Stated exercise - Pictures within the data are to be left out; everything else must be reproduced exactly.

↓↓↓

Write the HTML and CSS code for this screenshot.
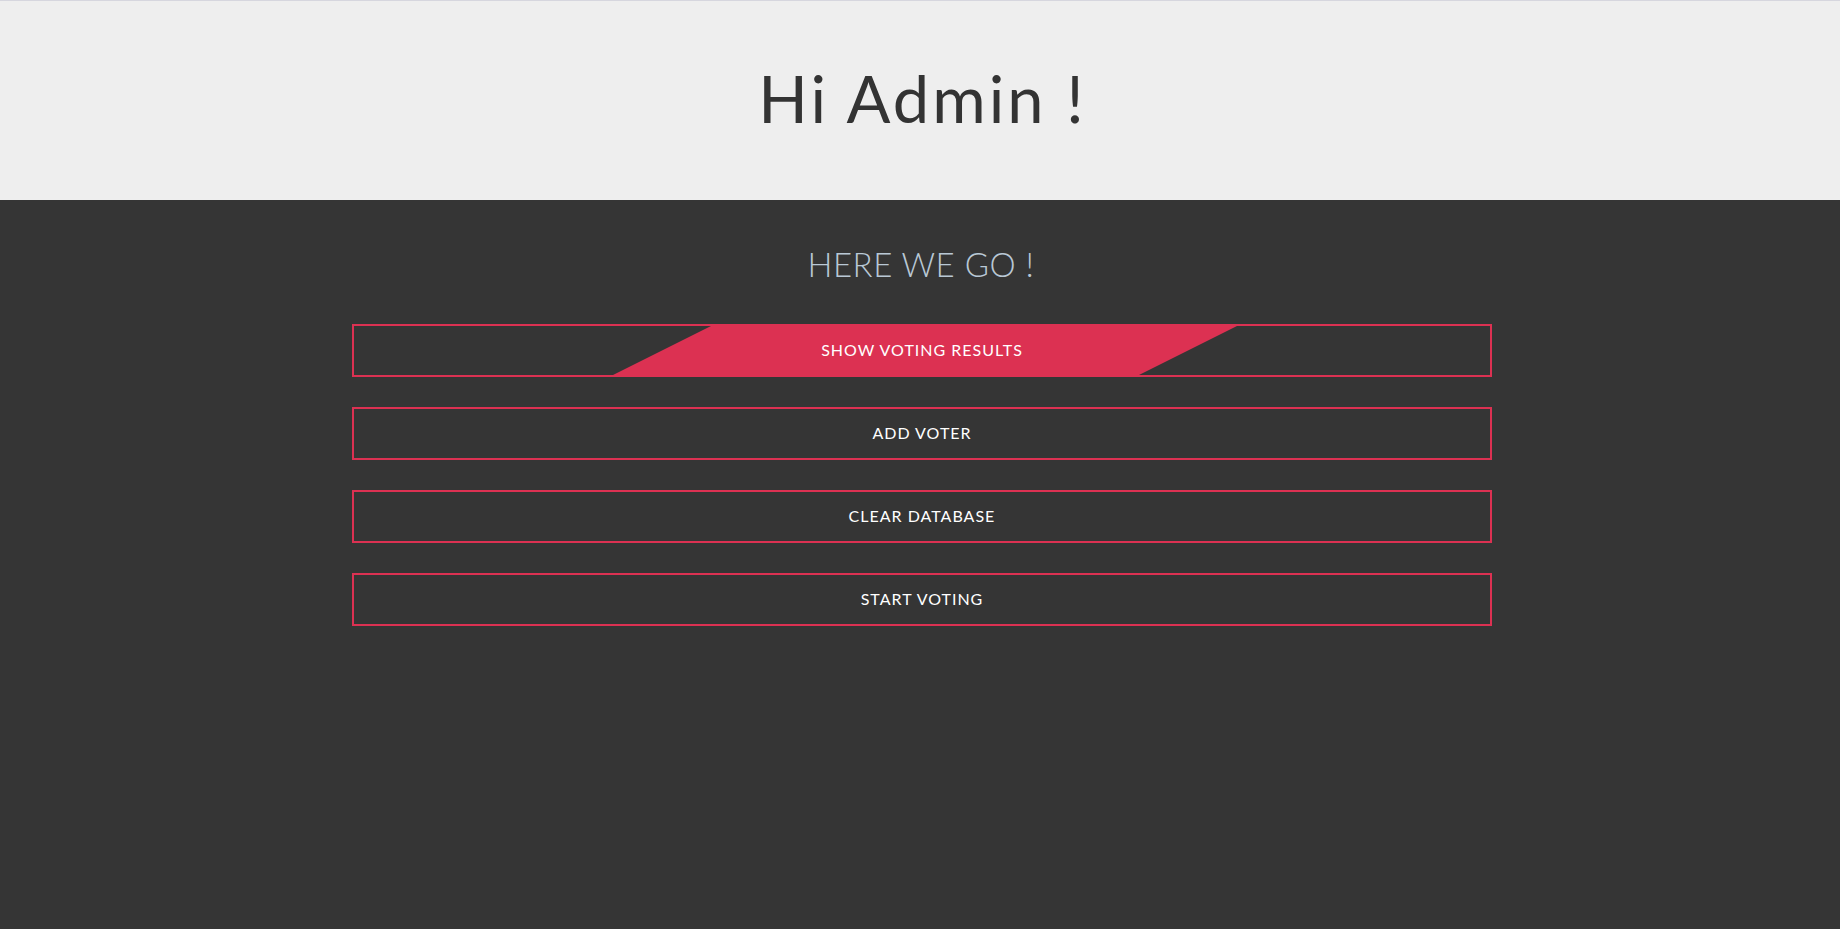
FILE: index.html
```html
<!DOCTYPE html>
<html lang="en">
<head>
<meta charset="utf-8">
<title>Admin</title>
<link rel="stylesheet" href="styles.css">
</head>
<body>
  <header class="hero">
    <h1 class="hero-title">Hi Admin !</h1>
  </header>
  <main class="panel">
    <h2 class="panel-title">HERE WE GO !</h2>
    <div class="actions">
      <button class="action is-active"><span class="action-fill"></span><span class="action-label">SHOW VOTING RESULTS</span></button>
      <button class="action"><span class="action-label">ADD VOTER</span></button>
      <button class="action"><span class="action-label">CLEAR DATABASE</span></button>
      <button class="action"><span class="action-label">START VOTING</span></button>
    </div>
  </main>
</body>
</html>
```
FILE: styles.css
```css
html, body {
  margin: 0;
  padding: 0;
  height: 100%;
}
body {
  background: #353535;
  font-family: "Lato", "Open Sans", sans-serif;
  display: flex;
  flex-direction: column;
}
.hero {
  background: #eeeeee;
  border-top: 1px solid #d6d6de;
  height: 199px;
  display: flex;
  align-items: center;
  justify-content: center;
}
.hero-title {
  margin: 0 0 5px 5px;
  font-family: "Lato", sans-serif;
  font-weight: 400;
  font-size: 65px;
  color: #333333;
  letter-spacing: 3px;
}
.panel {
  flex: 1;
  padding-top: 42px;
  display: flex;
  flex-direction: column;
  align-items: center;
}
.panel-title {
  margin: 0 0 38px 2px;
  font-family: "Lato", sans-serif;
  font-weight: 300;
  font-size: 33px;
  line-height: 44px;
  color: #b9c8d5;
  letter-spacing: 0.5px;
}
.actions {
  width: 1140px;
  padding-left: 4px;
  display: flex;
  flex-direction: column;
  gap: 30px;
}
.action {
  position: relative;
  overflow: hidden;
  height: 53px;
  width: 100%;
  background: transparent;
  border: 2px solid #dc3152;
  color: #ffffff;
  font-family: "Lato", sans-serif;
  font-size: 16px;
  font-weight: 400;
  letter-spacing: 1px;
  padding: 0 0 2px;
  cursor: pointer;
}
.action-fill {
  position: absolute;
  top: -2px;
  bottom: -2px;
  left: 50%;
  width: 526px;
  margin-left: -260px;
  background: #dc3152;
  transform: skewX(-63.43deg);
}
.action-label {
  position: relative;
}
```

↑↑↑

Final result -
Write the HTML and CSS code for this screenshot.
FILE: index.html
```html
<!DOCTYPE html>
<html lang="en">
<head>
<meta charset="utf-8">
<title>Admin</title>
<link rel="stylesheet" href="styles.css">
</head>
<body>
  <header class="hero">
    <h1 class="hero-title">Hi Admin !</h1>
  </header>
  <main class="panel">
    <h2 class="panel-title">HERE WE GO !</h2>
    <div class="actions">
      <button class="action is-active"><span class="action-fill"></span><span class="action-label">SHOW VOTING RESULTS</span></button>
      <button class="action"><span class="action-label">ADD VOTER</span></button>
      <button class="action"><span class="action-label">CLEAR DATABASE</span></button>
      <button class="action"><span class="action-label">START VOTING</span></button>
    </div>
  </main>
</body>
</html>
```
FILE: styles.css
```css
html, body {
  margin: 0;
  padding: 0;
  height: 100%;
}
body {
  background: #353535;
  font-family: "Lato", "Open Sans", sans-serif;
  display: flex;
  flex-direction: column;
}
.hero {
  background: #eeeeee;
  border-top: 1px solid #d6d6de;
  height: 199px;
  display: flex;
  align-items: center;
  justify-content: center;
}
.hero-title {
  margin: 0 0 5px 5px;
  font-family: "Lato", sans-serif;
  font-weight: 400;
  font-size: 65px;
  color: #333333;
  letter-spacing: 3px;
}
.panel {
  flex: 1;
  padding-top: 42px;
  display: flex;
  flex-direction: column;
  align-items: center;
}
.panel-title {
  margin: 0 0 38px 2px;
  font-family: "Lato", sans-serif;
  font-weight: 300;
  font-size: 33px;
  line-height: 44px;
  color: #b9c8d5;
  letter-spacing: 0.5px;
}
.actions {
  width: 1140px;
  padding-left: 4px;
  display: flex;
  flex-direction: column;
  gap: 30px;
}
.action {
  position: relative;
  overflow: hidden;
  height: 53px;
  width: 100%;
  background: transparent;
  border: 2px solid #dc3152;
  color: #ffffff;
  font-family: "Lato", sans-serif;
  font-size: 16px;
  font-weight: 400;
  letter-spacing: 1px;
  padding: 0 0 2px;
  cursor: pointer;
}
.action-fill {
  position: absolute;
  top: -2px;
  bottom: -2px;
  left: 50%;
  width: 526px;
  margin-left: -260px;
  background: #dc3152;
  transform: skewX(-63.43deg);
}
.action-label {
  position: relative;
}
```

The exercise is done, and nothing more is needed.